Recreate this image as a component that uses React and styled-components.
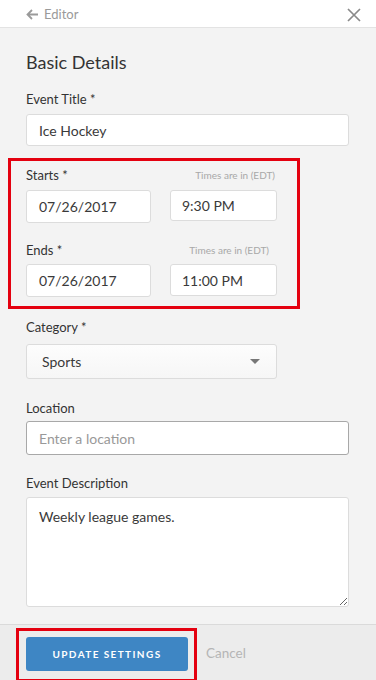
import React from "react";
import styled, { createGlobalStyle } from "styled-components";

const Global = createGlobalStyle`
  html, body { margin: 0; padding: 0; background: #f3f3f3; }
  body { font-family: Lato, "Open Sans", sans-serif; color: #333; }
  * { box-sizing: border-box; }
`;

const Page = styled.div`
  width: 376px;
  height: 680px;
  display: flex;
  flex-direction: column;
  overflow: hidden;
  background: #f3f3f3;
`;

const Header = styled.header`
  height: 28px;
  flex: none;
  background: #fff;
  border-bottom: 1px solid #e3e3e3;
  display: flex;
  align-items: center;
  justify-content: space-between;
  padding: 2px 15px 0 26px;
`;

const Back = styled.div`
  display: flex;
  align-items: center;
  gap: 6px;
  color: #9a9a9a;
  font-size: 13px;
  line-height: 1;
`;

const CloseBtn = styled.div`
  width: 14px;
  height: 14px;
  display: flex;
  color: #8a8a8a;
`;

const Main = styled.main`
  flex: 1;
  padding: 23px 27px 0 26px;
  display: flex;
  flex-direction: column;
`;

const Title = styled.h1`
  margin: 0;
  font-size: 18px;
  line-height: 22px;
  font-weight: 400;
  color: #333;
`;

const Label = styled.label`
  display: block;
  font-size: 13px;
  line-height: 16px;
  color: #333;
  margin-top: ${(p) => p.$mt ?? 0}px;
`;

const Field = styled.div`
  margin-top: ${(p) => p.$mt ?? 7}px;
  width: ${(p) => p.$w || "100%"};
  height: ${(p) => p.$h || 32}px;
  background: #fff;
  border: 1px solid ${(p) => (p.$dark ? "#a8a8a8" : "#dcdcdc")};
  border-radius: 3px;
  display: flex;
  align-items: center;
  padding: 0 ${(p) => p.$px || 12}px;
  font-size: 14px;
  color: ${(p) => (p.$placeholder ? "#999" : "#3a3a3a")};
  flex: none;
`;

const Select = styled(Field)`
  justify-content: space-between;
  background: linear-gradient(#fdfdfd, #f6f6f6);
  padding: 0 16px 0 15px;
`;

const Caret = styled.span`
  width: 0;
  height: 0;
  border-left: 5px solid transparent;
  border-right: 5px solid transparent;
  border-top: 5px solid #777;
`;

const Highlight = styled.div`
  border: 3px solid #e4000f;
  margin: ${(p) => p.$margin};
  padding: ${(p) => p.$padding};
`;

const LabelRow = styled.div`
  display: flex;
  align-items: center;
  justify-content: space-between;
  height: 16px;
  margin-top: ${(p) => p.$mt ?? 0}px;
  padding-right: ${(p) => p.$pr ?? 2}px;
`;

const Zone = styled.span`
  font-size: 10px;
  line-height: 12px;
  color: #a8a8a8;
`;

const DateRow = styled.div`
  display: flex;
  gap: 19px;
  align-items: flex-start;
  margin-top: ${(p) => p.$mt ?? 7}px;
`;

const Textarea = styled.textarea`
  display: block;
  margin-top: 6px;
  width: 100%;
  height: 110px;
  border: 1px solid #dcdcdc;
  border-radius: 3px;
  background: #fff;
  padding: 10px 12px;
  font-family: Lato, "Open Sans", sans-serif;
  font-size: 14px;
  color: #3a3a3a;
  outline: none;
`;

const Footer = styled.footer`
  flex: none;
  height: 56px;
  border-top: 1px solid #dadada;
  background: #ececec;
  padding: 3px 0 0 16px;
  display: flex;
  align-items: flex-start;
  gap: 9px;
`;

const Button = styled.button`
  width: 162px;
  height: 34px;
  border: none;
  border-radius: 3px;
  background: #3e86c4;
  color: #fff;
  font-family: Lato, "Open Sans", sans-serif;
  font-weight: 700;
  font-size: 10px;
  letter-spacing: 1.4px;
  display: block;
`;

const Cancel = styled.span`
  font-size: 13.5px;
  color: #b5b5b5;
  margin-top: 17px;
  line-height: 16px;
`;

export default function App() {
  return (
    <Page>
      <Global />
      <Header>
        <Back>
          <svg width="12" height="11" viewBox="0 0 12 11" fill="none" stroke="currentColor" strokeWidth="1.8">
            <path d="M12 5.5H1.5M6 1L1.5 5.5L6 10" />
          </svg>
          Editor
        </Back>
        <CloseBtn>
          <svg width="14" height="14" viewBox="0 0 14 14" stroke="currentColor" strokeWidth="1.7">
            <path d="M1 1L13 13M13 1L1 13" />
          </svg>
        </CloseBtn>
      </Header>
      <Main>
        <Title>Basic Details</Title>
        <Label $mt={18}>Event Title *</Label>
        <Field $h={32}>Ice Hockey</Field>

        <Highlight $margin="12px 0 0 -18px" $padding="6px 20px 9px 15px" style={{ width: 292 }}>
          <LabelRow>
            <Label>Starts *</Label>
            <Zone>Times are in (EDT)</Zone>
          </LabelRow>
          <DateRow>
            <Field $mt={0} $w="125px" $h={33}>07/26/2017</Field>
            <Field $mt={0} $w="107px" $h={31} $px={11}>9:30 PM</Field>
          </DateRow>
          <LabelRow $mt={19} $pr={8}>
            <Label>Ends *</Label>
            <Zone>Times are in (EDT)</Zone>
          </LabelRow>
          <DateRow $mt={6}>
            <Field $mt={0} $w="125px" $h={33}>07/26/2017</Field>
            <Field $mt={0} $w="107px" $h={32} $px={11}>11:00 PM</Field>
          </DateRow>
        </Highlight>

        <Label $mt={10}>Category *</Label>
        <Select $mt={9} $w="251px" $h={35}>
          Sports
          <Caret />
        </Select>

        <Label $mt={21}>Location</Label>
        <Field $mt={5} $h={34} $dark $placeholder>Enter a location</Field>

        <Label $mt={20}>Event Description</Label>
        <Textarea defaultValue="Weekly league games." />
      </Main>
      <Footer>
        <Highlight $margin="0" $padding="6px 6px 8px 7px">
          <Button>UPDATE SETTINGS</Button>
        </Highlight>
        <Cancel>Cancel</Cancel>
      </Footer>
    </Page>
  );
}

● ● ●

Instructions for the task: Output an exact copy of the material, with the pictures removed.

Full answer:
Recreate this image as a component that uses React and styled-components.
import React from "react";
import styled, { createGlobalStyle } from "styled-components";

const Global = createGlobalStyle`
  html, body { margin: 0; padding: 0; background: #f3f3f3; }
  body { font-family: Lato, "Open Sans", sans-serif; color: #333; }
  * { box-sizing: border-box; }
`;

const Page = styled.div`
  width: 376px;
  height: 680px;
  display: flex;
  flex-direction: column;
  overflow: hidden;
  background: #f3f3f3;
`;

const Header = styled.header`
  height: 28px;
  flex: none;
  background: #fff;
  border-bottom: 1px solid #e3e3e3;
  display: flex;
  align-items: center;
  justify-content: space-between;
  padding: 2px 15px 0 26px;
`;

const Back = styled.div`
  display: flex;
  align-items: center;
  gap: 6px;
  color: #9a9a9a;
  font-size: 13px;
  line-height: 1;
`;

const CloseBtn = styled.div`
  width: 14px;
  height: 14px;
  display: flex;
  color: #8a8a8a;
`;

const Main = styled.main`
  flex: 1;
  padding: 23px 27px 0 26px;
  display: flex;
  flex-direction: column;
`;

const Title = styled.h1`
  margin: 0;
  font-size: 18px;
  line-height: 22px;
  font-weight: 400;
  color: #333;
`;

const Label = styled.label`
  display: block;
  font-size: 13px;
  line-height: 16px;
  color: #333;
  margin-top: ${(p) => p.$mt ?? 0}px;
`;

const Field = styled.div`
  margin-top: ${(p) => p.$mt ?? 7}px;
  width: ${(p) => p.$w || "100%"};
  height: ${(p) => p.$h || 32}px;
  background: #fff;
  border: 1px solid ${(p) => (p.$dark ? "#a8a8a8" : "#dcdcdc")};
  border-radius: 3px;
  display: flex;
  align-items: center;
  padding: 0 ${(p) => p.$px || 12}px;
  font-size: 14px;
  color: ${(p) => (p.$placeholder ? "#999" : "#3a3a3a")};
  flex: none;
`;

const Select = styled(Field)`
  justify-content: space-between;
  background: linear-gradient(#fdfdfd, #f6f6f6);
  padding: 0 16px 0 15px;
`;

const Caret = styled.span`
  width: 0;
  height: 0;
  border-left: 5px solid transparent;
  border-right: 5px solid transparent;
  border-top: 5px solid #777;
`;

const Highlight = styled.div`
  border: 3px solid #e4000f;
  margin: ${(p) => p.$margin};
  padding: ${(p) => p.$padding};
`;

const LabelRow = styled.div`
  display: flex;
  align-items: center;
  justify-content: space-between;
  height: 16px;
  margin-top: ${(p) => p.$mt ?? 0}px;
  padding-right: ${(p) => p.$pr ?? 2}px;
`;

const Zone = styled.span`
  font-size: 10px;
  line-height: 12px;
  color: #a8a8a8;
`;

const DateRow = styled.div`
  display: flex;
  gap: 19px;
  align-items: flex-start;
  margin-top: ${(p) => p.$mt ?? 7}px;
`;

const Textarea = styled.textarea`
  display: block;
  margin-top: 6px;
  width: 100%;
  height: 110px;
  border: 1px solid #dcdcdc;
  border-radius: 3px;
  background: #fff;
  padding: 10px 12px;
  font-family: Lato, "Open Sans", sans-serif;
  font-size: 14px;
  color: #3a3a3a;
  outline: none;
`;

const Footer = styled.footer`
  flex: none;
  height: 56px;
  border-top: 1px solid #dadada;
  background: #ececec;
  padding: 3px 0 0 16px;
  display: flex;
  align-items: flex-start;
  gap: 9px;
`;

const Button = styled.button`
  width: 162px;
  height: 34px;
  border: none;
  border-radius: 3px;
  background: #3e86c4;
  color: #fff;
  font-family: Lato, "Open Sans", sans-serif;
  font-weight: 700;
  font-size: 10px;
  letter-spacing: 1.4px;
  display: block;
`;

const Cancel = styled.span`
  font-size: 13.5px;
  color: #b5b5b5;
  margin-top: 17px;
  line-height: 16px;
`;

export default function App() {
  return (
    <Page>
      <Global />
      <Header>
        <Back>
          <svg width="12" height="11" viewBox="0 0 12 11" fill="none" stroke="currentColor" strokeWidth="1.8">
            <path d="M12 5.5H1.5M6 1L1.5 5.5L6 10" />
          </svg>
          Editor
        </Back>
        <CloseBtn>
          <svg width="14" height="14" viewBox="0 0 14 14" stroke="currentColor" strokeWidth="1.7">
            <path d="M1 1L13 13M13 1L1 13" />
          </svg>
        </CloseBtn>
      </Header>
      <Main>
        <Title>Basic Details</Title>
        <Label $mt={18}>Event Title *</Label>
        <Field $h={32}>Ice Hockey</Field>

        <Highlight $margin="12px 0 0 -18px" $padding="6px 20px 9px 15px" style={{ width: 292 }}>
          <LabelRow>
            <Label>Starts *</Label>
            <Zone>Times are in (EDT)</Zone>
          </LabelRow>
          <DateRow>
            <Field $mt={0} $w="125px" $h={33}>07/26/2017</Field>
            <Field $mt={0} $w="107px" $h={31} $px={11}>9:30 PM</Field>
          </DateRow>
          <LabelRow $mt={19} $pr={8}>
            <Label>Ends *</Label>
            <Zone>Times are in (EDT)</Zone>
          </LabelRow>
          <DateRow $mt={6}>
            <Field $mt={0} $w="125px" $h={33}>07/26/2017</Field>
            <Field $mt={0} $w="107px" $h={32} $px={11}>11:00 PM</Field>
          </DateRow>
        </Highlight>

        <Label $mt={10}>Category *</Label>
        <Select $mt={9} $w="251px" $h={35}>
          Sports
          <Caret />
        </Select>

        <Label $mt={21}>Location</Label>
        <Field $mt={5} $h={34} $dark $placeholder>Enter a location</Field>

        <Label $mt={20}>Event Description</Label>
        <Textarea defaultValue="Weekly league games." />
      </Main>
      <Footer>
        <Highlight $margin="0" $padding="6px 6px 8px 7px">
          <Button>UPDATE SETTINGS</Button>
        </Highlight>
        <Cancel>Cancel</Cancel>
      </Footer>
    </Page>
  );
}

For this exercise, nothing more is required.